WorldMark: A Unified Benchmark Suite for Interactive Video World Models

Summary (Overview)

Standardized Benchmark: Introduces WorldMark, the first benchmark providing standardized test conditions (identical scenes, identical action sequences, and a unified control interface) for fair, apples-to-apples comparison of interactive Image-to-Video (I2V) world models.
Key Infrastructure: Features a unified action-mapping layer that translates a shared WASD-style action vocabulary into the native control formats of six major models (YUME 1.5, HY-World 1.5, Genie 3, Matrix-Game 2.0, Open-Oasis, HY-GameCraft), enabling semantically identical inputs.
Comprehensive Test Suite: Provides a hierarchical test suite of 500 evaluation cases covering first-/third-person viewpoints, photorealistic/stylized scenes, and three difficulty tiers (Easy: 20s, Medium: 40s, Hard: 60s).
Modular Evaluation Toolkit: Offers a default, modular evaluation toolkit covering Visual Quality, Control Alignment, and World Consistency using both geometric (e.g., SLAM) and Vision-Language Model (VLM)-based metrics, allowing researchers to plug in their own metrics.
Key Findings: Reveals that visual quality and world consistency are largely uncorrelated across current models, that third-person generation remains a significant challenge, and that precise control alignment does not guarantee overall generation quality.
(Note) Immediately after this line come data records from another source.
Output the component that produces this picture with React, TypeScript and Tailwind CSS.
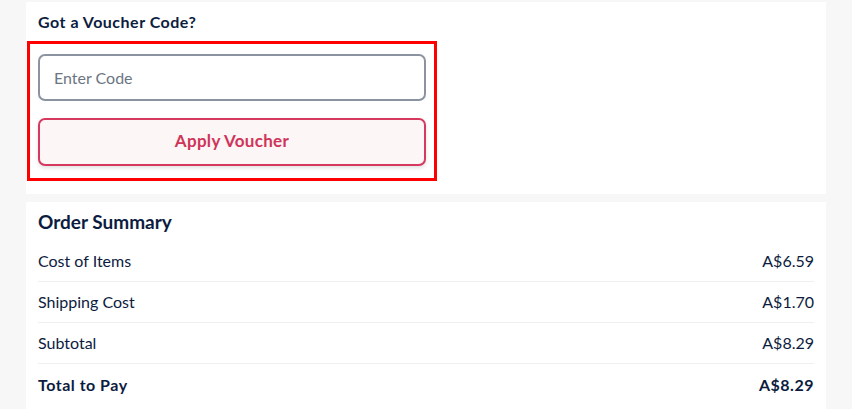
import React from "react";

const rows = [
  { label: "Cost of Items", value: "A$6.59" },
  { label: "Shipping Cost", value: "A$1.70" },
  { label: "Subtotal", value: "A$8.29" },
];

export default function App() {
  return (
    <div
      className="min-h-[409px] w-full bg-[#f7f7f7] pt-[2px] pl-[26px] pr-[26px] text-[#0c1c40]"
      style={{ fontFamily: "Lato, 'Open Sans', sans-serif" }}
    >
      {/* Voucher card */}
      <section className="flex h-[192px] w-[800px] flex-col bg-white">
        <h2 className="px-3 pt-[10px] text-[16px] font-bold leading-[20px] tracking-[0.5px]">Got a Voucher Code?</h2>
        <div className="ml-px mt-[9px] flex w-[410px] flex-col border-[3px] border-[#ff0000] px-2 pt-[10px] pb-3">
          <input
            type="text"
            placeholder="Enter Code"
            className="h-[47px] w-full rounded-[7px] border-2 border-[#8a939f] bg-white px-[14px] text-[16px] text-[#0c1c40] outline-none placeholder:text-[#6b7583]"
          />
          <button
            type="button"
            className="mt-[17px] h-[48px] w-full rounded-[7px] border-2 border-[#d6395e] bg-[#fdf6f7] pb-[2px] text-[17px] font-bold tracking-[0.3px] text-[#cf3459] shadow-[0_2px_4px_rgba(0,0,0,0.12)]"
          >
            Apply Voucher
          </button>
        </div>
      </section>

      {/* Order summary card */}
      <section className="mt-[8px] w-[800px] bg-white pb-4">
        <h2 className="px-3 pt-[8px] pb-[7px] text-[19px] font-bold leading-6">Order Summary</h2>
        <div className="mx-3">
          {rows.map((r) => (
            <div
              key={r.label}
              className="flex h-[41px] items-center justify-between border-b border-[#efefef] text-[16px]"
            >
              <span>{r.label}</span>
              <span>{r.value}</span>
            </div>
          ))}
          <div className="flex h-[41px] items-center justify-between text-[16px] font-bold tracking-[0.5px]">
            <span>Total to Pay</span>
            <span>A$8.29</span>
          </div>
        </div>
      </section>
    </div>
  );
}
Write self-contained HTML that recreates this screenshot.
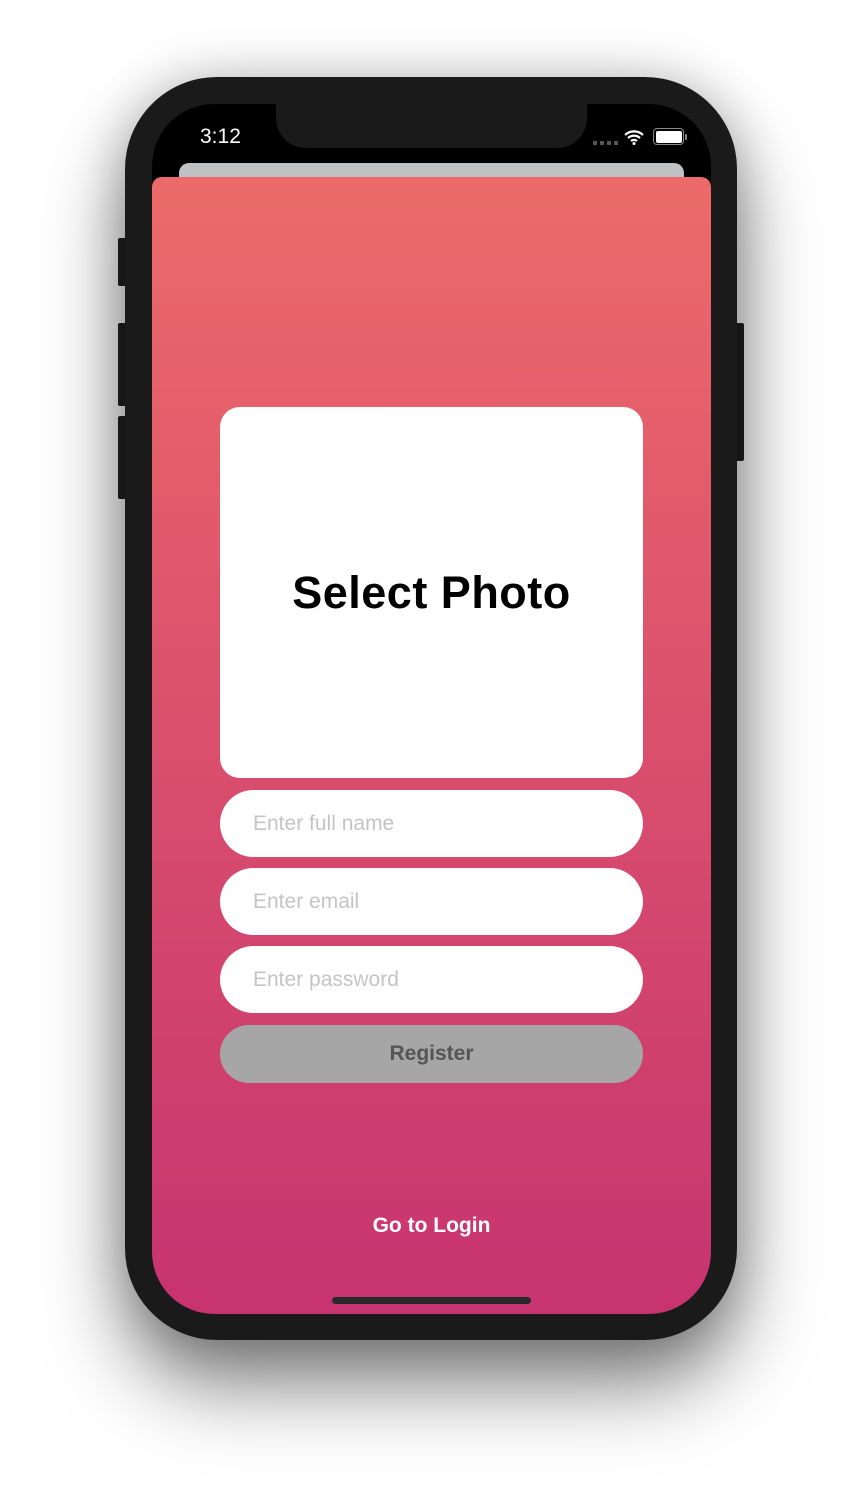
<!DOCTYPE html>
<html><head><meta charset="utf-8"><style>
*{margin:0;padding:0;box-sizing:border-box}
body{width:862px;height:1490px;background:#fff;position:relative;overflow:hidden;font-family:"Liberation Sans",sans-serif}
.abs{position:absolute}
.phone{left:125px;top:77px;width:612px;height:1263px;background:#1a1a1a;border-radius:92px;box-shadow:0 45px 80px rgba(0,0,0,.5),0 0 50px rgba(0,0,0,.2)}
.screen{left:152px;top:104px;width:559px;height:1210px;background:#000;border-radius:62px;overflow:hidden}
.notch{left:124px;top:-2px;width:311px;height:46px;background:#1a1a1a;border-radius:0 0 30px 30px}
.btn{background:#222;border-radius:2px}
.sheet{left:0;top:73px;width:559px;height:1137px;border-radius:10px 10px 0 0;background:linear-gradient(#ec6b6a,#c7336f)}
.field{left:68px;width:423px;height:67px;background:#fff;border-radius:34px;color:#c4c4c8;font-size:21px;padding-left:33px;line-height:67px}
</style></head><body>
<div class="abs btn" style="left:118px;top:238px;width:8px;height:48px"></div>
<div class="abs btn" style="left:118px;top:323px;width:8px;height:83px"></div>
<div class="abs btn" style="left:118px;top:416px;width:8px;height:83px"></div>
<div class="abs btn" style="left:736px;top:323px;width:8px;height:138px"></div>
<div class="abs phone"></div>
<div class="abs screen">
  <div class="abs notch"></div>
  <div class="abs" style="left:48px;top:21px;color:#fff;font-size:21px">3:12</div>
  <div class="abs" style="left:441px;top:37px;width:26px;height:4px;background:repeating-linear-gradient(90deg,#555 0 4px,transparent 4px 7px)"></div>
  <svg class="abs" style="left:472px;top:25px" width="20" height="16" viewBox="0 0 20 16"><path d="M1 6a13 13 0 0 1 18 0M4 9a9 9 0 0 1 12 0M7 12a4.5 4.5 0 0 1 6 0" stroke="#fff" stroke-width="2.2" fill="none"/><circle cx="10" cy="14.5" r="1.5" fill="#fff"/></svg>
  <div class="abs" style="left:501px;top:24px;width:31px;height:17px;border:1.5px solid #888;border-radius:4px;padding:1.5px"><div style="width:100%;height:100%;background:#fff;border-radius:2px"></div></div>
  <div class="abs" style="left:533px;top:30px;width:2px;height:6px;background:#888;border-radius:1px"></div>
  <div class="abs" style="left:27px;top:59px;width:505px;height:30px;background:#c0c1c3;border-radius:10px"></div>
  <div class="abs sheet">
    <div class="abs" style="left:68px;top:230px;width:423px;height:371px;background:#fff;border-radius:20px;display:flex;align-items:center;justify-content:center;font-weight:bold;font-size:45px;color:#000;letter-spacing:0.5px">Select Photo</div>
    <div class="abs field" style="top:613px">Enter full name</div>
    <div class="abs field" style="top:691px">Enter email</div>
    <div class="abs field" style="top:769px">Enter password</div>
    <div class="abs" style="left:68px;top:848px;width:423px;height:58px;background:#a6a6a6;border-radius:29px;text-align:center;line-height:58px;color:#555;font-weight:bold;font-size:21px">Register</div>
    <div class="abs" style="left:0;top:1037px;width:559px;text-align:center;color:#fff;font-weight:bold;font-size:21px">Go to Login</div>
    <div class="abs" style="left:180px;top:1120px;width:199px;height:7px;background:#2a2a2a;border-radius:4px"></div>
  </div>
</div>
</body></html>
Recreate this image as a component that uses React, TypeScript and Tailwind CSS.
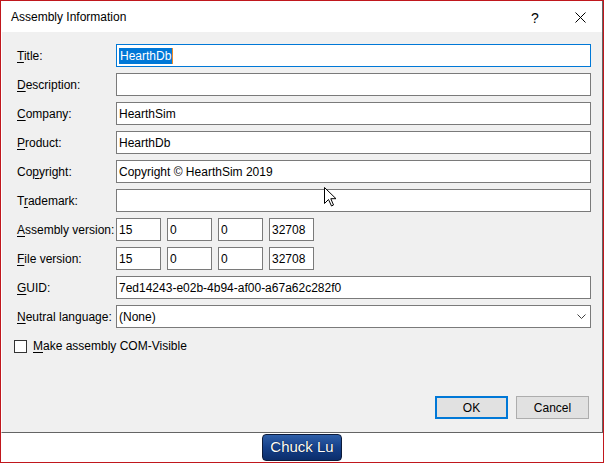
import React from "react";

const font = { fontFamily: '"Liberation Sans", Arial, sans-serif' };

function U({ children }: { children: React.ReactNode }) {
  return <span className="underline underline-offset-2 decoration-1">{children}</span>;
}

function Field({ value, focused, children }: { value?: string; focused?: boolean; children?: React.ReactNode }) {
  return (
    <div
      className={`flex-1 h-[23px] bg-white border flex items-center pl-[2px] text-[12px] text-black ${
        focused ? "border-[#0078d7]" : "border-[#7a7a7a]"
      }`}
    >
      {children ?? value}
    </div>
  );
}

function Small({ value }: { value: string }) {
  return (
    <div className="w-[45px] h-[23px] bg-white border border-[#7a7a7a] flex items-center pl-[2px] text-[12px] text-black">
      {value}
    </div>
  );
}

function Row({ label, children }: { label: React.ReactNode; children: React.ReactNode }) {
  return (
    <div className="flex items-center h-[23px]">
      <div className="w-[99px] shrink-0 text-[12px] text-black whitespace-nowrap">{label}</div>
      <div className="flex-1 flex gap-[6px]">{children}</div>
    </div>
  );
}

export default function App() {
  return (
    <div className="w-[604px] h-[463px] border border-[#c0171d] flex flex-col bg-white overflow-hidden" style={font}>
      <div className="h-[432px] shrink-0 border-r border-b border-[#646464] flex flex-col border-l border-l-white">
        <div className="h-[31px] shrink-0 bg-white flex items-center pl-[9px] relative">
          <span className="text-[12px] text-black">Assembly Information</span>
          <span className="absolute left-[529px] top-[7px] text-[14px] text-black">?</span>
          <svg className="absolute left-[573px] top-[11px]" width="11" height="11" viewBox="0 0 11 11">
            <path d="M0.5 0.5 L10.5 10.5 M10.5 0.5 L0.5 10.5" stroke="#000" strokeWidth="1" />
          </svg>
        </div>
        <div className="flex-1 bg-[#f0f0f0] flex flex-col pl-[15px] pr-[11px] pt-[12px] pb-[13px] relative">
          <div className="flex flex-col gap-[6px]">
            <Row label={<><U>T</U>itle:</>}>
              <Field focused>
                <span className="relative bg-[#0078d7] text-white leading-[16px] h-[16px] px-[1px]">HearthDb</span>
                <span className="w-[1px] h-[16px] bg-[#f08a24]" />
              </Field>
            </Row>
            <Row label={<><U>D</U>escription:</>}>
              <Field value="" />
            </Row>
            <Row label={<><U>C</U>ompany:</>}>
              <Field value="HearthSim" />
            </Row>
            <Row label={<><U>P</U>roduct:</>}>
              <Field value="HearthDb" />
            </Row>
            <Row label={<>Co<U>p</U>yright:</>}>
              <Field value="Copyright © HearthSim 2019" />
            </Row>
            <Row label={<>T<U>r</U>ademark:</>}>
              <Field value="" />
            </Row>
            <Row label={<><U>A</U>ssembly version:</>}>
              <Small value="15" />
              <Small value="0" />
              <Small value="0" />
              <Small value="32708" />
            </Row>
            <Row label={<><U>F</U>ile version:</>}>
              <Small value="15" />
              <Small value="0" />
              <Small value="0" />
              <Small value="32708" />
            </Row>
            <Row label={<><U>G</U>UID:</>}>
              <Field value="7ed14243-e02b-4b94-af00-a67a62c282f0" />
            </Row>
            <Row label={<><U>N</U>eutral language:</>}>
              <Field>
                <span className="flex-1">(None)</span>
                <svg width="9" height="5" viewBox="0 0 9 5" className="mr-[4px]">
                  <path d="M0.5 0.5 L4.5 4.5 L8.5 0.5" stroke="#404040" fill="none" strokeWidth="1" />
                </svg>
              </Field>
            </Row>
          </div>
          <div className="flex items-center mt-[9px] -ml-[3px]">
            <div className="w-[13px] h-[13px] bg-white border border-[#333333]" />
            <span className="ml-[6px] text-[12px] text-black">
              <U>M</U>ake assembly COM-Visible
            </span>
          </div>
          <div className="mt-auto flex justify-end gap-[8px] pr-[2px]">
            <div className="w-[73px] h-[23px] bg-[#e1e1e1] border-2 border-[#0078d7] flex items-center justify-center text-[12px] text-black">
              OK
            </div>
            <div className="w-[73px] h-[23px] bg-[#e1e1e1] border border-[#adadad] flex items-center justify-center text-[12px] text-black">
              Cancel
            </div>
          </div>
          <svg className="absolute left-[322px] top-[155px]" width="13" height="20" viewBox="0 0 13 20">
            <path d="M0.5 0.5 L0.5 16.5 L4.5 12.5 L7.5 19 L9.5 18 L6.8 11.7 L12 11.7 Z" fill="#fff" stroke="#000" strokeWidth="1" strokeLinejoin="miter" />
          </svg>
        </div>
      </div>
      <div className="flex-1 flex justify-center items-start pt-[1px]">
        <div
          className="w-[80px] h-[27px] rounded-[4px] border border-[#0d1b3a] flex items-center justify-center text-white text-[15px]"
          style={{ background: "linear-gradient(#2f5fa8, #15408a 50%, #0b2d6b)", textShadow: "0 0 1px #000" }}
        >
          Chuck Lu
        </div>
      </div>
    </div>
  );
}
Introduction and Theoretical Foundation

The rapid advancement of interactive video generation models (e.g., Genie, YUME, HY-World, Matrix-Game) aims to create models that function not just as video synthesizers but as interactive environments that respond faithfully to user actions while preserving long-term scene memory. However, a critical problem hinders progress: each model is evaluated on its own private benchmark with bespoke scenes, trajectories, and metrics, making fair cross-model comparison impossible.

Existing public benchmarks (VBench, WorldScore, MIND, PhyGenBench) provide useful metrics but lack the standardized test conditions necessary for interactive models. They either omit action control, rely on ground-truth camera trajectories most interactive models cannot accept, or fail to provide a common set of scenes and action sequences. This creates a disconnect: no benchmark jointly evaluates action controllability, visual quality, and long-horizon world consistency under the interactive paradigm.

WorldMark addresses this fundamental gap by establishing a common playing field. Its core thesis is that the root cause of the evaluation problem is not a lack of metrics, but the absence of standardized test conditions. By providing identical scenes, identical action sequences, and a transparent translation layer to feed each model semantically equivalent inputs, any metric can then yield comparable numbers across models.

Methodology

WorldMark is a standardized benchmarking toolkit comprising five key components:

1. Evaluation Dimension Suite: Eight metrics organized into three categories (see Table 2):

Visual Quality: Assesses per-frame fidelity.
- Aesthetic Quality: Uses the LAION aesthetic predictor for human-perceived appeal.
- Imaging Quality: Uses MUSIQ to quantify low-level distortions (noise, blur, etc.).
Control Alignment: Measures faithfulness to input actions via reconstructed camera poses.
- Translation Error: Scale-invariant Euclidean distance between ground-truth and estimated camera positions. $e_t = \| \mathbf{t}_{gt} - s\mathbf{t} \|_2$ where $\mathbf{t}_{gt}, \mathbf{t} \in \mathbb{R}^3$ are positions and $s$ is the least-squares scale factor.
- Rotation Error: Geodesic angular deviation between rotation matrices. $e_r = \arccos\left( \frac{\text{tr}(\mathbf{R}_{gt} \mathbf{R}^T) - 1}{2} \right) \cdot \frac{180}{\pi}$ where $\mathbf{R}_{gt}, \mathbf{R} \in \text{SO}(3)$ .
World Consistency: Evaluates temporal coherence and 3D plausibility.
- Reprojection Error: Measures 3D geometric coherence via DROID-SLAM's Dense Bundle Adjustment. $e_{\text{reproj}} = \frac{1}{|\mathcal{V}|} \sum_{(i,j)\in\mathcal{V}} \| \mathbf{p}^*_{ij} - \Pi(\mathbf{P}_{ij}) \|_2$ where $\mathcal{V}$ is co-visible pixel pairs, $\mathbf{p}^*_{ij}$ is the observed 2D coordinate, $\mathbf{P}_{ij}$ is the 3D point, and $\Pi(\cdot)$ is the camera projection.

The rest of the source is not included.